Over the years, I have begun to feel more comfortable with structured prayer. I meander through the precious words, traveling a road well worn by generations before me. As the routes become more familiar, I find pleasure and solace every time I reach a turn of meaning that I recognize.

While my love for formal prayer keeps growing, I have continued my informal conversations with G‑d. And one day, I was struck by a contrast. I noticed that whenever I am praying for something that I really need, when the wellsprings of my heart open up and in an effortless instant my prayer gushes forth, it so naturally starts with the words “Dear G‑d . . .” This is because the flagstones of my path to prayer were laid when I was a child, and this was how I then addressed Hashem.

Likewise, I think back to when we recited prayers in my Catholic elementary school. I now know that the psalm that comforted me most was Psalm 23, which is harmonized weekly by my husband and children when night draws its blanket over Shabbat and the special day comes to an end.
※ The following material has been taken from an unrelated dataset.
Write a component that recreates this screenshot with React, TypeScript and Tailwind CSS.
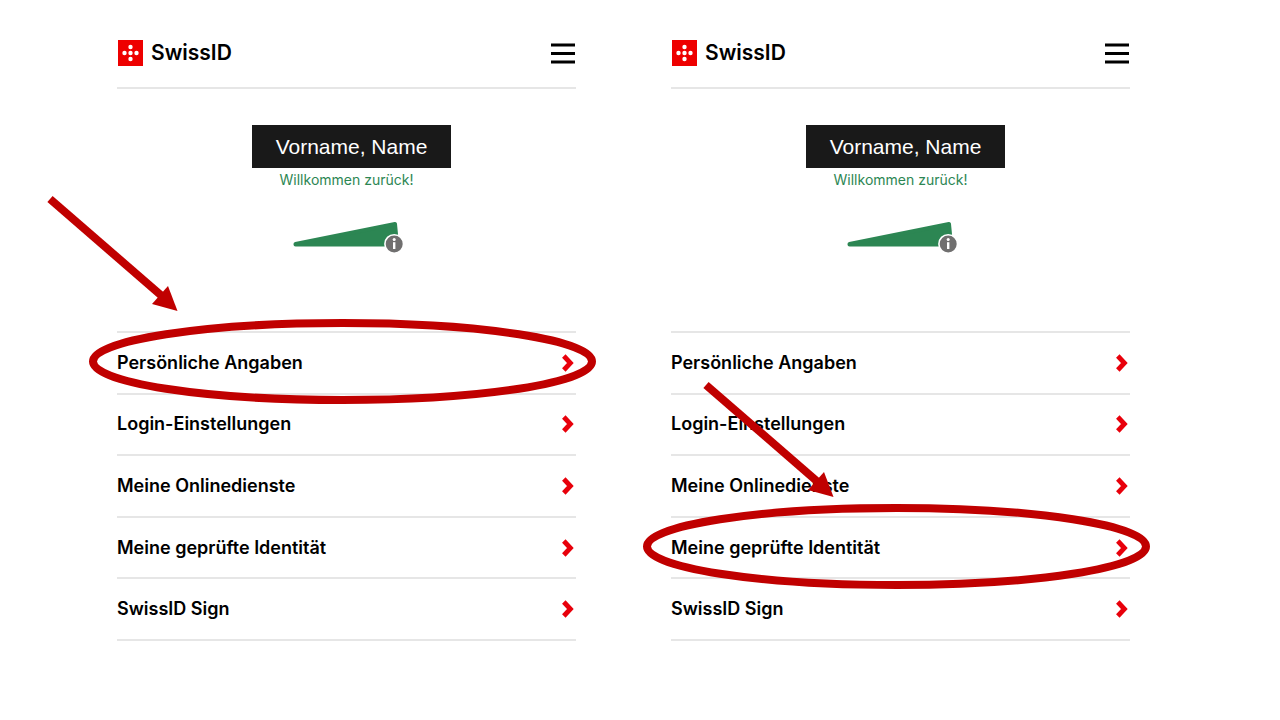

Understanding the profound impact my childhood traditions had on my life, I acknowledge the enormity of my task as a mother: I feel obligated to help my children lay their flagstones in their own paths to prayer.

The year that I felt my eldest daughter was old enough, I took her to synagogue for the Yom Kippur service. While it was still early morning, I shook Sara awake gently and we got dressed quickly.

It was very cool walking up the flight of steps that led to the road above ours, a soothing contrast to the heat we would feel on the way back, hours later. At the top, I gazed at the hills surrounding our town of Beit Shemesh. Vivid brushstrokes of purple and orange still tinged the sky above them.

Soon we were slipping into our seats in the women’s section of our synagogue. Before I opened my machzor, eager to wend my way through the structure of the morning service, I offered up a short prayer of my own: Dear G‑d, please help me teach my daughter to treasure these pathways to prayer, and please help her to also forge her own. Thank you.